= EXERCISE GOAL =
Reply with the count of lines holding "React", nothing more.

[Start INFORMATION GIVEN]

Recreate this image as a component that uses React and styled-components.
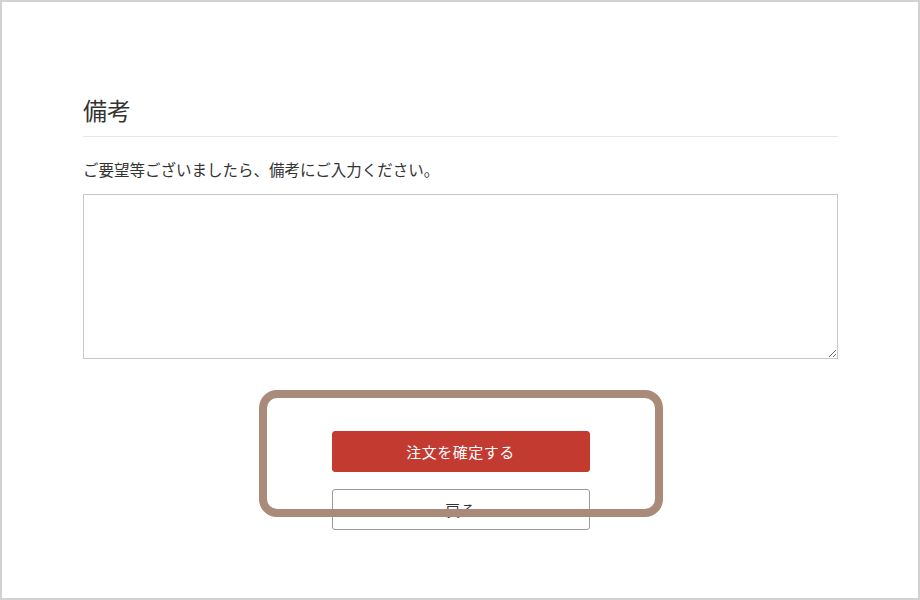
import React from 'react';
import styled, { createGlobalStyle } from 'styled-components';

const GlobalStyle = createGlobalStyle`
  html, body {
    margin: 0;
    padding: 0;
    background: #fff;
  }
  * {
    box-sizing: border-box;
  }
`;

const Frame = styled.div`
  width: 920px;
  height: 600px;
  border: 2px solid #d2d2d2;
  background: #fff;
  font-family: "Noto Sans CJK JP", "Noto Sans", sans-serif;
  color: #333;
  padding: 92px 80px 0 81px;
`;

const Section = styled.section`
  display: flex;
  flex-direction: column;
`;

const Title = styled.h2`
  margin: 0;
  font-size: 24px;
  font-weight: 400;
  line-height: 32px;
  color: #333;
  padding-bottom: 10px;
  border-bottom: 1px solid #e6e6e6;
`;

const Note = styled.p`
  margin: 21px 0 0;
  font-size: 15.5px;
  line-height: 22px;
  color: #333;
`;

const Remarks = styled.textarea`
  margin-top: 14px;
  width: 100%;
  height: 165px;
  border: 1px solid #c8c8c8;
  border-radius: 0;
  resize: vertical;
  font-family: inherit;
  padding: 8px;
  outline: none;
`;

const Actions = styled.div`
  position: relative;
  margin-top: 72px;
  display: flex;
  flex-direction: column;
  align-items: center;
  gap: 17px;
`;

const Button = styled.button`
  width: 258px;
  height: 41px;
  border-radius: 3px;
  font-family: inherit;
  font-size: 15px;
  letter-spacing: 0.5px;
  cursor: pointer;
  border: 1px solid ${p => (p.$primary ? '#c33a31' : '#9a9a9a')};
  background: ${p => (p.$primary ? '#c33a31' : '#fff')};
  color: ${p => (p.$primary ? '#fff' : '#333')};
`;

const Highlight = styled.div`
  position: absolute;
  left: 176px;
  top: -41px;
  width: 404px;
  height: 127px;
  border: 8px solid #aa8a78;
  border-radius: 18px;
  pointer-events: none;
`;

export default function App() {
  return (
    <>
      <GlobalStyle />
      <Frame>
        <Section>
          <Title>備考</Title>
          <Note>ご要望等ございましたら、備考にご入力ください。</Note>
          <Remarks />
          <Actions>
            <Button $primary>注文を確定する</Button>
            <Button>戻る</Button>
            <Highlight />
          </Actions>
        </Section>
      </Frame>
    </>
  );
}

[End INFORMATION GIVEN]
[Start INFORMATION GIVEN]

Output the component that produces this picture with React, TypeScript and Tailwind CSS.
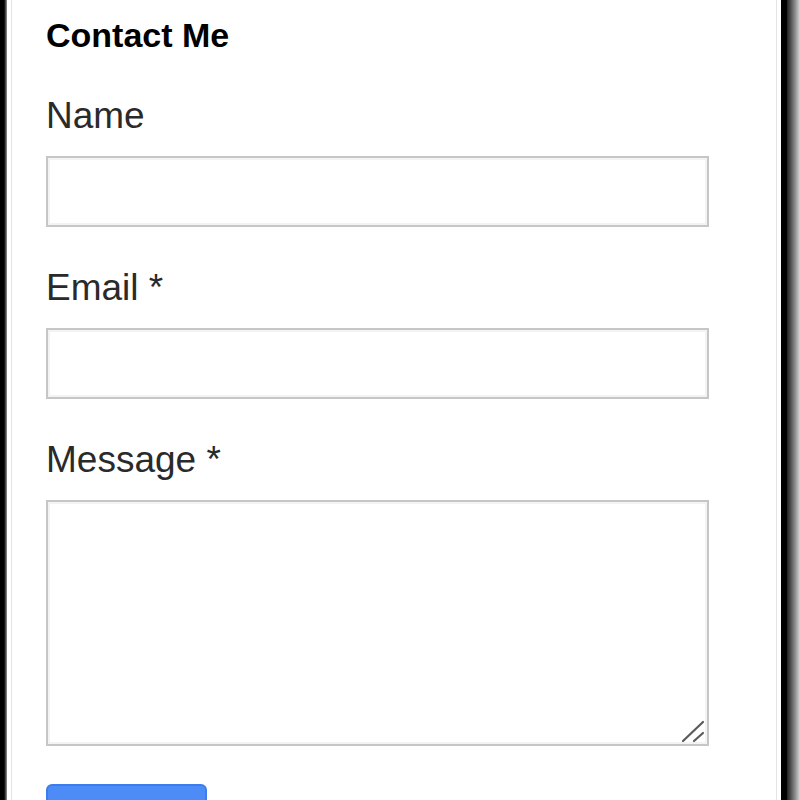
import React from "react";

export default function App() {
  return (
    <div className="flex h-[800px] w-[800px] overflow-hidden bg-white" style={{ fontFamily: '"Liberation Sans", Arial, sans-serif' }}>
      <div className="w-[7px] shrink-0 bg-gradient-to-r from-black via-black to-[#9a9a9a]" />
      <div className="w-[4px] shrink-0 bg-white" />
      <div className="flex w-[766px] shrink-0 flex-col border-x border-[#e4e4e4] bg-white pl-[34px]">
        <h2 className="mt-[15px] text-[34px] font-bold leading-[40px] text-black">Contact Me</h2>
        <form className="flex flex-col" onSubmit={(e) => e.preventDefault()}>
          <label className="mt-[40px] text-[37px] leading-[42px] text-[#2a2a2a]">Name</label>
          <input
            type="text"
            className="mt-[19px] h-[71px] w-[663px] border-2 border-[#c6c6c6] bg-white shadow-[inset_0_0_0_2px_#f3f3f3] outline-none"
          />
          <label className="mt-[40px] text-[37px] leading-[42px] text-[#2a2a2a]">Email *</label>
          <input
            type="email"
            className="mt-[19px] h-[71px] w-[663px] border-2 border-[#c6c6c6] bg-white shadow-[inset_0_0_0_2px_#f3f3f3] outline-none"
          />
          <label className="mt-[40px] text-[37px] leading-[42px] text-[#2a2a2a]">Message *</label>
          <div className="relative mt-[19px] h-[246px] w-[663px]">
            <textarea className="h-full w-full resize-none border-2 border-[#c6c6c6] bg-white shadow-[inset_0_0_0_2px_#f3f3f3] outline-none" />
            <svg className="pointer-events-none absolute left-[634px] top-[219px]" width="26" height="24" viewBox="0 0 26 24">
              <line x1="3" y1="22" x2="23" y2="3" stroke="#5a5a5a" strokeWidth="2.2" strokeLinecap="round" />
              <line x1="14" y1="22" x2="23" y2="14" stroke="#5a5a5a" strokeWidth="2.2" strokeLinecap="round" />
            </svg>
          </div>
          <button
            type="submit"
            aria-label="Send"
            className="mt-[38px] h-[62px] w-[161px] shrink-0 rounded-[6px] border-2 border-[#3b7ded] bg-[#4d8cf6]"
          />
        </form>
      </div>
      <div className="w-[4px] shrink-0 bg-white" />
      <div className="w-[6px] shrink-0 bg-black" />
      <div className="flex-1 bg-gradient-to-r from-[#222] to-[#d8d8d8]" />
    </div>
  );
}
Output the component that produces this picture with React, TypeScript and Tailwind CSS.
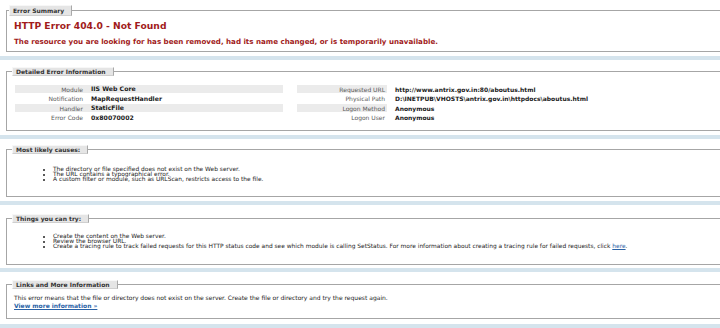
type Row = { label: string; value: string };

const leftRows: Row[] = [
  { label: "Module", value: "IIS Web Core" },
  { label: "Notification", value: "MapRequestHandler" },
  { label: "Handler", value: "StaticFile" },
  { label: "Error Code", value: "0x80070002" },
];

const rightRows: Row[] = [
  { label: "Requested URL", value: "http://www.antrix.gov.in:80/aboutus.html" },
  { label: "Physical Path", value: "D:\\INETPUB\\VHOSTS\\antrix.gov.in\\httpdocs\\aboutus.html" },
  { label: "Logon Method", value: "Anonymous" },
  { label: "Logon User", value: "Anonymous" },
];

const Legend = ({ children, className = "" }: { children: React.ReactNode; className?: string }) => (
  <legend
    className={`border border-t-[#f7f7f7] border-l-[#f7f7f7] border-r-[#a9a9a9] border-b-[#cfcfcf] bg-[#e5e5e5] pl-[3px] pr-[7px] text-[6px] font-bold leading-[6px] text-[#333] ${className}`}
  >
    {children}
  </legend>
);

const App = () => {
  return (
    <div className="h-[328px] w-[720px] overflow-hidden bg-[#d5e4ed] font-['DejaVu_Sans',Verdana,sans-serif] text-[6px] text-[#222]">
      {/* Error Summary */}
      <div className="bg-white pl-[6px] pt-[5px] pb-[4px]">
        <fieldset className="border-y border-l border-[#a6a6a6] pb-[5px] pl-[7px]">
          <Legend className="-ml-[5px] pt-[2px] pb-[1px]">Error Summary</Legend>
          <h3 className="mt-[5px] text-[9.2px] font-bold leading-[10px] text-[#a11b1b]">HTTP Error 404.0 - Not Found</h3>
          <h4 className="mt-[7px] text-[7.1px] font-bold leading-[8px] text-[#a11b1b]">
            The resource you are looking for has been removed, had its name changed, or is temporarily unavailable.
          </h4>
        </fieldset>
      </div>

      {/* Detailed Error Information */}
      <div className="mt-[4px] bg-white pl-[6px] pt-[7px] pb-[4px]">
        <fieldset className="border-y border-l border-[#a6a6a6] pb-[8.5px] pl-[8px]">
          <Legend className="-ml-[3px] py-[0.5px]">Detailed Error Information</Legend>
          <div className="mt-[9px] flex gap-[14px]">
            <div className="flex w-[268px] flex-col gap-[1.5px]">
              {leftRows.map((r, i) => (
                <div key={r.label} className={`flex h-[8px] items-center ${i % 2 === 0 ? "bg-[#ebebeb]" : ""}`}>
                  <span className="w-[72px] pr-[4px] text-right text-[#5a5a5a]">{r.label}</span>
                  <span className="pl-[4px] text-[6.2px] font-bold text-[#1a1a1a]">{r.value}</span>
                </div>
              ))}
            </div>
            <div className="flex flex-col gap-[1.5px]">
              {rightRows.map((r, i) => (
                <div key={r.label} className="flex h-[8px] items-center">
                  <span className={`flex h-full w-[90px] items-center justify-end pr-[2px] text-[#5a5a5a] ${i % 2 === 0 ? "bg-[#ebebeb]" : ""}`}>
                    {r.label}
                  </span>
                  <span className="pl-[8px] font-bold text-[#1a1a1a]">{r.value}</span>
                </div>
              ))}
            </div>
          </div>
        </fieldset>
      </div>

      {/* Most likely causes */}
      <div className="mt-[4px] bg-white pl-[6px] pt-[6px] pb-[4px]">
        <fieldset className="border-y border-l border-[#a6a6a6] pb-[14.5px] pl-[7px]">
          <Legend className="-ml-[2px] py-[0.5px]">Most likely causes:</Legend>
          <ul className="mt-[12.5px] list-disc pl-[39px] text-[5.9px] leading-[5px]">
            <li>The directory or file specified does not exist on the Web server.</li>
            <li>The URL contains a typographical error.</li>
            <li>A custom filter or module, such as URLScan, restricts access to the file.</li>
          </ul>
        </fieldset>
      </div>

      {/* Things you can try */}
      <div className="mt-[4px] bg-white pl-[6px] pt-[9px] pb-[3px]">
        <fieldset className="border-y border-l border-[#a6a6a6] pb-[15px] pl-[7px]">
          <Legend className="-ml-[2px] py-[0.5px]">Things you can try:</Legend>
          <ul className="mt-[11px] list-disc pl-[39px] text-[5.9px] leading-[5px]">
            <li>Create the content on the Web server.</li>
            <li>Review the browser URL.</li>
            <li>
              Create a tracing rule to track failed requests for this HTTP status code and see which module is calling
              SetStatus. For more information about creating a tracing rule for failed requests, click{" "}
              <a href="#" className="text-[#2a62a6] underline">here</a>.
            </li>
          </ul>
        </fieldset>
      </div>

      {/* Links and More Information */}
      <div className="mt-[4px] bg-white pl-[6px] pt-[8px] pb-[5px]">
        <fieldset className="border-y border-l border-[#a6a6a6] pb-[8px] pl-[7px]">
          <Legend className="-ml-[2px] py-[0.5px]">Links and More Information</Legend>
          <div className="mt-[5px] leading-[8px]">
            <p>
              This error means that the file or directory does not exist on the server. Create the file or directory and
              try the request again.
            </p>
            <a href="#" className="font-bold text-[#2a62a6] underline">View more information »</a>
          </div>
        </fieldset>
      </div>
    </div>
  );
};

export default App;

[End INFORMATION GIVEN]
[Start INFORMATION GIVEN]

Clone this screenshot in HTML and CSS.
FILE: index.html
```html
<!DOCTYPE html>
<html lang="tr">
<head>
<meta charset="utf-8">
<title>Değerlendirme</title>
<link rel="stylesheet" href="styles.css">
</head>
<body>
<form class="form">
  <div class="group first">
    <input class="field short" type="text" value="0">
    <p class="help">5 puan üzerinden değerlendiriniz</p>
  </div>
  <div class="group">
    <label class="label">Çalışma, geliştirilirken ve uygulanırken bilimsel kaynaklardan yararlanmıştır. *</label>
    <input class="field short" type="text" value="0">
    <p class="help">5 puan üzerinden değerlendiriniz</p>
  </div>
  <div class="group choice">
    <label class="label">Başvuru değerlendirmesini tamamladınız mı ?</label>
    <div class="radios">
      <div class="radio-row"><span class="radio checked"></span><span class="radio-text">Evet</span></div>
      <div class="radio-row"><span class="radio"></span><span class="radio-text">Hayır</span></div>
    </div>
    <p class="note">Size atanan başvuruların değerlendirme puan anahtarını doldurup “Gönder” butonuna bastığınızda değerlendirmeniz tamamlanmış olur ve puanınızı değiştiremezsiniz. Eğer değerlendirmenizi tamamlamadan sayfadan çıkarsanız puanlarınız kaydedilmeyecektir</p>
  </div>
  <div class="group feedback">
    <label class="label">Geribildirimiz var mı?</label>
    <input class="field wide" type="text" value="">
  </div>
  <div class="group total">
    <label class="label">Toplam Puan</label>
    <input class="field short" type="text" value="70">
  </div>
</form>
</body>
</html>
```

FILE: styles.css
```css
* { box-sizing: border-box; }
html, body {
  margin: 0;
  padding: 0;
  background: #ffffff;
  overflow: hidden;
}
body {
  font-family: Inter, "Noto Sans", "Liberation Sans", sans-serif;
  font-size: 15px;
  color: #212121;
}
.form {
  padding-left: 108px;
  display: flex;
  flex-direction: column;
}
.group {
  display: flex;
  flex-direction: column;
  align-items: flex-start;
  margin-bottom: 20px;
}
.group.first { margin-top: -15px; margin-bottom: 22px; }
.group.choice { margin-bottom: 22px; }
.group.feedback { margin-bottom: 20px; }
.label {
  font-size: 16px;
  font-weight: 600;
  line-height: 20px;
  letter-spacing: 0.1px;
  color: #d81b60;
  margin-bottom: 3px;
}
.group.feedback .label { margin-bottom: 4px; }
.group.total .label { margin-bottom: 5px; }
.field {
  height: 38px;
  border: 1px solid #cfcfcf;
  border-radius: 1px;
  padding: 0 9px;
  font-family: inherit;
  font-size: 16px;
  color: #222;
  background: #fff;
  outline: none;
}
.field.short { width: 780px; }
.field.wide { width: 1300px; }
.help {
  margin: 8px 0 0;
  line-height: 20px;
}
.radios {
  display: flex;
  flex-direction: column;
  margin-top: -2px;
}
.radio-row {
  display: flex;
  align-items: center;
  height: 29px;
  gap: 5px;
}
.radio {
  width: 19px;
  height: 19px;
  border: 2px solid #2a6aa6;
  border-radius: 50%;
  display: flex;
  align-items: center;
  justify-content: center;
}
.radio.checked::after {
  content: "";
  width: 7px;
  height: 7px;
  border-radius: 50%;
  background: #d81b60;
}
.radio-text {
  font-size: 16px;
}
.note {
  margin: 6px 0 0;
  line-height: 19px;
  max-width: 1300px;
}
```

[End INFORMATION GIVEN]

= WRITTEN ANSWER =
6